**Exercise instructions:** Search the data for the string "index" and extract every line where it appears.

**Data shown:**
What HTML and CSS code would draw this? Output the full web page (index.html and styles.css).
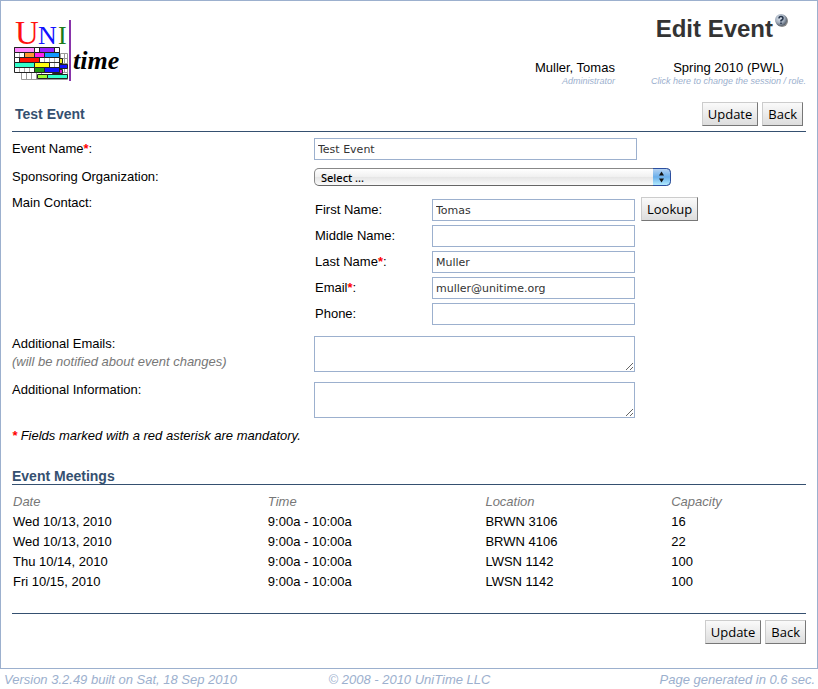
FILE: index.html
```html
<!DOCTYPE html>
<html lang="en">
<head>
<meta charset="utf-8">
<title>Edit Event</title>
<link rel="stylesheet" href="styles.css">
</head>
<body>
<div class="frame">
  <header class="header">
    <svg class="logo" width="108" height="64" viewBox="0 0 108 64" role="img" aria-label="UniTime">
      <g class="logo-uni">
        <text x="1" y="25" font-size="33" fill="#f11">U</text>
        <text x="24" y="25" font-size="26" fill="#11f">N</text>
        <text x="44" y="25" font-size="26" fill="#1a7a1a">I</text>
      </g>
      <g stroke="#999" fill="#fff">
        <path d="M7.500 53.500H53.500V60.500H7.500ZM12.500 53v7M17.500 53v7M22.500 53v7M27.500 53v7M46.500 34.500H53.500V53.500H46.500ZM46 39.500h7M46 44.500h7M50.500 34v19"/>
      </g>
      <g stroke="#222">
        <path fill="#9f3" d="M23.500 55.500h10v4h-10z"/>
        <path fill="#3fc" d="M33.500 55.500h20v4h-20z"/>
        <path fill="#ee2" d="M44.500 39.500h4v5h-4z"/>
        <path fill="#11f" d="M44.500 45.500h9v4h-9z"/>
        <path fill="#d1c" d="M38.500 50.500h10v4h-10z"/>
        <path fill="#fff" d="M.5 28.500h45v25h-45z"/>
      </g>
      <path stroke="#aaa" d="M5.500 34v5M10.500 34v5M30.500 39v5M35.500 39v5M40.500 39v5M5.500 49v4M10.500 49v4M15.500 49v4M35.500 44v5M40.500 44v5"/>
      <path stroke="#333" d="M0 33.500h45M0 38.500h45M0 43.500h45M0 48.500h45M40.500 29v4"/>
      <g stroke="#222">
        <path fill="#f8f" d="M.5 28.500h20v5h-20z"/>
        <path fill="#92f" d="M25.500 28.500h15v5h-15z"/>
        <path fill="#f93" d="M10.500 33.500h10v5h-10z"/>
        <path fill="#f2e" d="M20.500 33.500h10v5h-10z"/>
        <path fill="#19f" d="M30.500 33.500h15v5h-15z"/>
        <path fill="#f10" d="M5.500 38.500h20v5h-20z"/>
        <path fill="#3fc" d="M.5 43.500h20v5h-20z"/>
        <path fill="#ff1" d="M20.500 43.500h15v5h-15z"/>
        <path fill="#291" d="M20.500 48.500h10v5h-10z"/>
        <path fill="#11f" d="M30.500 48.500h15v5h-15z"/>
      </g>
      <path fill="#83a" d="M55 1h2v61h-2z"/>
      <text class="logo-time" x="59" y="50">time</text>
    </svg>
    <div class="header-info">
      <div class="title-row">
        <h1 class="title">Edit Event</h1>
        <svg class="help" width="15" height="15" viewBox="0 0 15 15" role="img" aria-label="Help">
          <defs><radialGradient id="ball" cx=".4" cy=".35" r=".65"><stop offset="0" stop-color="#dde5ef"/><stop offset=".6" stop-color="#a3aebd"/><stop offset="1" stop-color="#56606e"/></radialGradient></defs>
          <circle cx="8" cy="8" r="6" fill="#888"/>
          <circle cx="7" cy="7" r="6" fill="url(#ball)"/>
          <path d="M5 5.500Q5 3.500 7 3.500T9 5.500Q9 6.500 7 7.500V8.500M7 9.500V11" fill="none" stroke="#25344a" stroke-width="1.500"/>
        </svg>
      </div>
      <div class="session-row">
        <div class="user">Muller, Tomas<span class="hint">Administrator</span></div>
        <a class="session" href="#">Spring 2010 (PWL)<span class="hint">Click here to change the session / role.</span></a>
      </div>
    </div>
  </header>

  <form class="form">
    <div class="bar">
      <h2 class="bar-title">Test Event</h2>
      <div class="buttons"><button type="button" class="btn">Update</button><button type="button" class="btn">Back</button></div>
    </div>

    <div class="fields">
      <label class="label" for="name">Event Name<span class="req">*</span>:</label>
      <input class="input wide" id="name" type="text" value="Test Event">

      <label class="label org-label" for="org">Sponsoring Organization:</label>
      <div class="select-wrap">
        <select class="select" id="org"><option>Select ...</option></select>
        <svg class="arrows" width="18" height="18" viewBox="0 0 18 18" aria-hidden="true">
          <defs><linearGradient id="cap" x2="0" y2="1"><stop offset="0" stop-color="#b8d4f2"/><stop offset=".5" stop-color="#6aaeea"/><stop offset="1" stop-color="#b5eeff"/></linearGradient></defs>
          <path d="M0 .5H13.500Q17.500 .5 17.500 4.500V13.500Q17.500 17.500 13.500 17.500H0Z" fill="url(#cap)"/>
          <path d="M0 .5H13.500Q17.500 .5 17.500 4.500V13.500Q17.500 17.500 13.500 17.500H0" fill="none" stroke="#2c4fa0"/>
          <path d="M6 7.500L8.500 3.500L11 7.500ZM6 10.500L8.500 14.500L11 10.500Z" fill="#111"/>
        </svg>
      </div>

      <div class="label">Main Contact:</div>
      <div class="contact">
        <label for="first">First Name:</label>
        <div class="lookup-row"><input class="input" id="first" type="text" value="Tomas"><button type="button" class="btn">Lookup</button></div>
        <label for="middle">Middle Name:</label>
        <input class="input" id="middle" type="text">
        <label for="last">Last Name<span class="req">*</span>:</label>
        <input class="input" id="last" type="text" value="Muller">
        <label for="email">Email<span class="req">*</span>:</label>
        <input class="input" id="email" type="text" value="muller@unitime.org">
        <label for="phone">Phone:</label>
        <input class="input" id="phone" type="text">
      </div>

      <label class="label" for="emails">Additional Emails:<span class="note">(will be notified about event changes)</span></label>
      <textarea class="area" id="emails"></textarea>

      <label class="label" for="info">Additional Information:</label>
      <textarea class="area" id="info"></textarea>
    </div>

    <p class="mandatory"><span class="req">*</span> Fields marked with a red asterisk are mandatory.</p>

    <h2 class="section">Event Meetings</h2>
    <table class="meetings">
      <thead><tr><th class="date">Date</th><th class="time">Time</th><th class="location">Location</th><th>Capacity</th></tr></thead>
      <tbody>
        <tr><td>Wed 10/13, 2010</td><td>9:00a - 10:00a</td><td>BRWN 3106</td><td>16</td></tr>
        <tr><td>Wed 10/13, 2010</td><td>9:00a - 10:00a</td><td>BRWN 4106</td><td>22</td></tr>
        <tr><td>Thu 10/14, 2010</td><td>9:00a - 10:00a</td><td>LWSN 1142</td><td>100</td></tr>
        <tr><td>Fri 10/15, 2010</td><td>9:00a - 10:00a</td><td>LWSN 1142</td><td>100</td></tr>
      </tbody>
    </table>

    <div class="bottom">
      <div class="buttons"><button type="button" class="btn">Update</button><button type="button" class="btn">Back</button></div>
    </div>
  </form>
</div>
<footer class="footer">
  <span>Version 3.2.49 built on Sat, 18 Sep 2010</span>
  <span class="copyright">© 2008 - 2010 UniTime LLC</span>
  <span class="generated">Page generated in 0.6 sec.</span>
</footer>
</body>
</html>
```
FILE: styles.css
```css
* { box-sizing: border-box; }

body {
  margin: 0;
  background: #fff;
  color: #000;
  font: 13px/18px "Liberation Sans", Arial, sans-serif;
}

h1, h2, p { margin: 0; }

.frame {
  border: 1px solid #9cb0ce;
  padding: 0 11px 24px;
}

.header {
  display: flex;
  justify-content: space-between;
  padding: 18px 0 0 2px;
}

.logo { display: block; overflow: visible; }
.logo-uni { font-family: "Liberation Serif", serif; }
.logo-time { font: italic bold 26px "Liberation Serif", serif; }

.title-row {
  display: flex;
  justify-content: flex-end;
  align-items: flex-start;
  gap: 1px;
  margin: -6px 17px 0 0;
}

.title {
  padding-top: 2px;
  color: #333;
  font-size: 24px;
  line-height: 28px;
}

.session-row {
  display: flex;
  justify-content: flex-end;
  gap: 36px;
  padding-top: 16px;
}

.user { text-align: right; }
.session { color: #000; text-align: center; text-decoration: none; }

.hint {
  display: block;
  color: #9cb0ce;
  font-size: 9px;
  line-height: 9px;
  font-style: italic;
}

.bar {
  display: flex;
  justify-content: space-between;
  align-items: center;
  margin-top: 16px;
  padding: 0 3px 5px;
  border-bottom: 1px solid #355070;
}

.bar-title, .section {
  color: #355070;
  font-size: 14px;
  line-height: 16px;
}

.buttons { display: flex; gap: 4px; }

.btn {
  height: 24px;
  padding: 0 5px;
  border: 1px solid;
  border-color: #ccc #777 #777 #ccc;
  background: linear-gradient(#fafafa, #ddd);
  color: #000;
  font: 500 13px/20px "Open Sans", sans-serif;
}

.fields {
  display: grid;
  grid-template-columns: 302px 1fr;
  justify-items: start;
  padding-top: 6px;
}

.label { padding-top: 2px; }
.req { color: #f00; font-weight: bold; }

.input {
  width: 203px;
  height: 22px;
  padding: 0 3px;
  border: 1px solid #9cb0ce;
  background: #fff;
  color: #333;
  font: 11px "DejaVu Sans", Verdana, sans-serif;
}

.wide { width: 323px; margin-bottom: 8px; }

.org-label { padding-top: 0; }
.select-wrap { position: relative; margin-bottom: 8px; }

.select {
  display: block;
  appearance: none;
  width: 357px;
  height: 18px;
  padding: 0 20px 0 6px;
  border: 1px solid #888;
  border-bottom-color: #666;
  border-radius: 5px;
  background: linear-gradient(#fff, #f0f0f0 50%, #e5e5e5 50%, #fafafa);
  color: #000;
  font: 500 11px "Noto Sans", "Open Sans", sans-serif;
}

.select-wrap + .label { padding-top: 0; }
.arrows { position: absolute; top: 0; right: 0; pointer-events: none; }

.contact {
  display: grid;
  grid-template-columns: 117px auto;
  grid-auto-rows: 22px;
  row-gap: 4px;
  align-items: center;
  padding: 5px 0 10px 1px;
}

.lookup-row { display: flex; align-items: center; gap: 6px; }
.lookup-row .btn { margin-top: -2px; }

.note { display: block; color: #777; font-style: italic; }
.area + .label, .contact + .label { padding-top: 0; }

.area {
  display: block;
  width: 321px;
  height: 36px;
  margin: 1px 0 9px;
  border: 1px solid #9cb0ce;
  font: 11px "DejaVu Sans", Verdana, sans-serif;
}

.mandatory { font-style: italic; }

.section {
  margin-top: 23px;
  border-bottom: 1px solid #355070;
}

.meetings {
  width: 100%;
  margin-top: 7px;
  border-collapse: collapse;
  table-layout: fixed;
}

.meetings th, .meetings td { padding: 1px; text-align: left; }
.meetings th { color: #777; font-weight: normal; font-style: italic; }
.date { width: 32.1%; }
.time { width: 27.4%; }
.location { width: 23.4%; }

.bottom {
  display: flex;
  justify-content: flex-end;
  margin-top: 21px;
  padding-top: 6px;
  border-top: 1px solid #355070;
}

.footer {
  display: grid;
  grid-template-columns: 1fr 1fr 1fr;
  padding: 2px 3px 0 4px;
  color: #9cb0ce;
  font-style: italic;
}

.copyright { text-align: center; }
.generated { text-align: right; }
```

**Answer for the task:**
What HTML and CSS code would draw this? Output the full web page (index.html and styles.css).
FILE: index.html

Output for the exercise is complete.